STATED PROBLEM: Below you will find a set of lines. Repeat them all exactly.

AVAILABLE DATA:
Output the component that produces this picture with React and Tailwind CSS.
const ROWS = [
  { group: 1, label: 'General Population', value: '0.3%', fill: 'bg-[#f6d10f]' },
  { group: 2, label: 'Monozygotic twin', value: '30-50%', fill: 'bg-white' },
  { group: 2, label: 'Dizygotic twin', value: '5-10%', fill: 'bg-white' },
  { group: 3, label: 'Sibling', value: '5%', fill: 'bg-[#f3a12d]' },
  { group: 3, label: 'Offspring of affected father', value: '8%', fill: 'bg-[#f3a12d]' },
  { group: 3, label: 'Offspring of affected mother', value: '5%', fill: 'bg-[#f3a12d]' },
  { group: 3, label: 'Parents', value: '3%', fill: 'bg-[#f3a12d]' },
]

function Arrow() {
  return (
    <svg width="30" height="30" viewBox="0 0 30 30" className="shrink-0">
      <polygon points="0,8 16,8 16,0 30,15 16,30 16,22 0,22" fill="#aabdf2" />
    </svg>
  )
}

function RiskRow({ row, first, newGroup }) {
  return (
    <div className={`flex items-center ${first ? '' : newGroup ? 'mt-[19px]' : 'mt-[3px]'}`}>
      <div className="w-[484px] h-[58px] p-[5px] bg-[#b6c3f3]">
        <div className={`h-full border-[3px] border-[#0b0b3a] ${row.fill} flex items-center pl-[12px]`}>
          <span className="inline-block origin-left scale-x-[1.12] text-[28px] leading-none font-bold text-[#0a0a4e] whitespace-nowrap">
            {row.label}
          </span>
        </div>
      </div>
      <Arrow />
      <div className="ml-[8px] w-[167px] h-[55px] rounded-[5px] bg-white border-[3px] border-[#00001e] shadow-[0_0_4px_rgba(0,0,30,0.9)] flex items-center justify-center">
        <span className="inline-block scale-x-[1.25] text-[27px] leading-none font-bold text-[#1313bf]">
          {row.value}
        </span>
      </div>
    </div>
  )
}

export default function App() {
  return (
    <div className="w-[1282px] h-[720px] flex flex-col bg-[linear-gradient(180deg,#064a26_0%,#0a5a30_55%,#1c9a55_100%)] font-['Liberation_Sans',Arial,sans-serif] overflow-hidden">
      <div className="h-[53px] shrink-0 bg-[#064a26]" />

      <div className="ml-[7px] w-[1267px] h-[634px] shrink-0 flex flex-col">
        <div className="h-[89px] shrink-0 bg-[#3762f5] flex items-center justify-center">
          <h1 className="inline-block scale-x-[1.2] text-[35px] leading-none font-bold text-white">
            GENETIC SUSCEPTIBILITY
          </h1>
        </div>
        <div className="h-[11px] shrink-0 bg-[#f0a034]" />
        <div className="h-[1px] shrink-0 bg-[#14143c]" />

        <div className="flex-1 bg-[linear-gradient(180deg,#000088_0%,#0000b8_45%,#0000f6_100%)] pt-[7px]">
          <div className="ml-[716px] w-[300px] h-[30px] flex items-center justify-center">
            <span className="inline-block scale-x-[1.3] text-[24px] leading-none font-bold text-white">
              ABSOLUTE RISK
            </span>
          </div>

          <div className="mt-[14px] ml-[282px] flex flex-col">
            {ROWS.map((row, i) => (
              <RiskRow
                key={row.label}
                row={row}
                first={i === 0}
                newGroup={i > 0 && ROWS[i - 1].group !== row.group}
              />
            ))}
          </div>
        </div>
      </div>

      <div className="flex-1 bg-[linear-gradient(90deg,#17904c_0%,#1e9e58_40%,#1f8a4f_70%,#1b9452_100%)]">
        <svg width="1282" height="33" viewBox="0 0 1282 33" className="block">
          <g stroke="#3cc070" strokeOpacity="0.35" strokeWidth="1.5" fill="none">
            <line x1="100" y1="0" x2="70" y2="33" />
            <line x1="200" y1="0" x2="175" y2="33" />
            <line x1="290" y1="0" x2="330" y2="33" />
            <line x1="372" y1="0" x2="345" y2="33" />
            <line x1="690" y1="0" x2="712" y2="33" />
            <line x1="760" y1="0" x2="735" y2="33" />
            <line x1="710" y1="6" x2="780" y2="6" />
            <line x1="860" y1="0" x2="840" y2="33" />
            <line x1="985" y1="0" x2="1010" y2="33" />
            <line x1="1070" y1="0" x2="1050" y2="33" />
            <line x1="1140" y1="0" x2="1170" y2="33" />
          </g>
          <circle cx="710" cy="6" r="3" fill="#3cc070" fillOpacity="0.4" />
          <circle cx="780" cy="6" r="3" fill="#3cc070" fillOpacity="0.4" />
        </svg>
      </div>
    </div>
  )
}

RESPONSE TO THIS EXERCISE:
Output the component that produces this picture with React and Tailwind CSS.
const ROWS = [
  { group: 1, label: 'General Population', value: '0.3%', fill: 'bg-[#f6d10f]' },
  { group: 2, label: 'Monozygotic twin', value: '30-50%', fill: 'bg-white' },
  { group: 2, label: 'Dizygotic twin', value: '5-10%', fill: 'bg-white' },
  { group: 3, label: 'Sibling', value: '5%', fill: 'bg-[#f3a12d]' },
  { group: 3, label: 'Offspring of affected father', value: '8%', fill: 'bg-[#f3a12d]' },
  { group: 3, label: 'Offspring of affected mother', value: '5%', fill: 'bg-[#f3a12d]' },
  { group: 3, label: 'Parents', value: '3%', fill: 'bg-[#f3a12d]' },
]

function Arrow() {
  return (
    <svg width="30" height="30" viewBox="0 0 30 30" className="shrink-0">
      <polygon points="0,8 16,8 16,0 30,15 16,30 16,22 0,22" fill="#aabdf2" />
    </svg>
  )
}

function RiskRow({ row, first, newGroup }) {
  return (
    <div className={`flex items-center ${first ? '' : newGroup ? 'mt-[19px]' : 'mt-[3px]'}`}>
      <div className="w-[484px] h-[58px] p-[5px] bg-[#b6c3f3]">
        <div className={`h-full border-[3px] border-[#0b0b3a] ${row.fill} flex items-center pl-[12px]`}>
          <span className="inline-block origin-left scale-x-[1.12] text-[28px] leading-none font-bold text-[#0a0a4e] whitespace-nowrap">
            {row.label}
          </span>
        </div>
      </div>
      <Arrow />
      <div className="ml-[8px] w-[167px] h-[55px] rounded-[5px] bg-white border-[3px] border-[#00001e] shadow-[0_0_4px_rgba(0,0,30,0.9)] flex items-center justify-center">
        <span className="inline-block scale-x-[1.25] text-[27px] leading-none font-bold text-[#1313bf]">
          {row.value}
        </span>
      </div>
    </div>
  )
}

export default function App() {
  return (
    <div className="w-[1282px] h-[720px] flex flex-col bg-[linear-gradient(180deg,#064a26_0%,#0a5a30_55%,#1c9a55_100%)] font-['Liberation_Sans',Arial,sans-serif] overflow-hidden">
      <div className="h-[53px] shrink-0 bg-[#064a26]" />

      <div className="ml-[7px] w-[1267px] h-[634px] shrink-0 flex flex-col">
        <div className="h-[89px] shrink-0 bg-[#3762f5] flex items-center justify-center">
          <h1 className="inline-block scale-x-[1.2] text-[35px] leading-none font-bold text-white">
            GENETIC SUSCEPTIBILITY
          </h1>
        </div>
        <div className="h-[11px] shrink-0 bg-[#f0a034]" />
        <div className="h-[1px] shrink-0 bg-[#14143c]" />

        <div className="flex-1 bg-[linear-gradient(180deg,#000088_0%,#0000b8_45%,#0000f6_100%)] pt-[7px]">
          <div className="ml-[716px] w-[300px] h-[30px] flex items-center justify-center">
            <span className="inline-block scale-x-[1.3] text-[24px] leading-none font-bold text-white">
              ABSOLUTE RISK
            </span>
          </div>

          <div className="mt-[14px] ml-[282px] flex flex-col">
            {ROWS.map((row, i) => (
              <RiskRow
                key={row.label}
                row={row}
                first={i === 0}
                newGroup={i > 0 && ROWS[i - 1].group !== row.group}
              />
            ))}
          </div>
        </div>
      </div>

      <div className="flex-1 bg-[linear-gradient(90deg,#17904c_0%,#1e9e58_40%,#1f8a4f_70%,#1b9452_100%)]">
        <svg width="1282" height="33" viewBox="0 0 1282 33" className="block">
          <g stroke="#3cc070" strokeOpacity="0.35" strokeWidth="1.5" fill="none">
            <line x1="100" y1="0" x2="70" y2="33" />
            <line x1="200" y1="0" x2="175" y2="33" />
            <line x1="290" y1="0" x2="330" y2="33" />
            <line x1="372" y1="0" x2="345" y2="33" />
            <line x1="690" y1="0" x2="712" y2="33" />
            <line x1="760" y1="0" x2="735" y2="33" />
            <line x1="710" y1="6" x2="780" y2="6" />
            <line x1="860" y1="0" x2="840" y2="33" />
            <line x1="985" y1="0" x2="1010" y2="33" />
            <line x1="1070" y1="0" x2="1050" y2="33" />
            <line x1="1140" y1="0" x2="1170" y2="33" />
          </g>
          <circle cx="710" cy="6" r="3" fill="#3cc070" fillOpacity="0.4" />
          <circle cx="780" cy="6" r="3" fill="#3cc070" fillOpacity="0.4" />
        </svg>
      </div>
    </div>
  )
}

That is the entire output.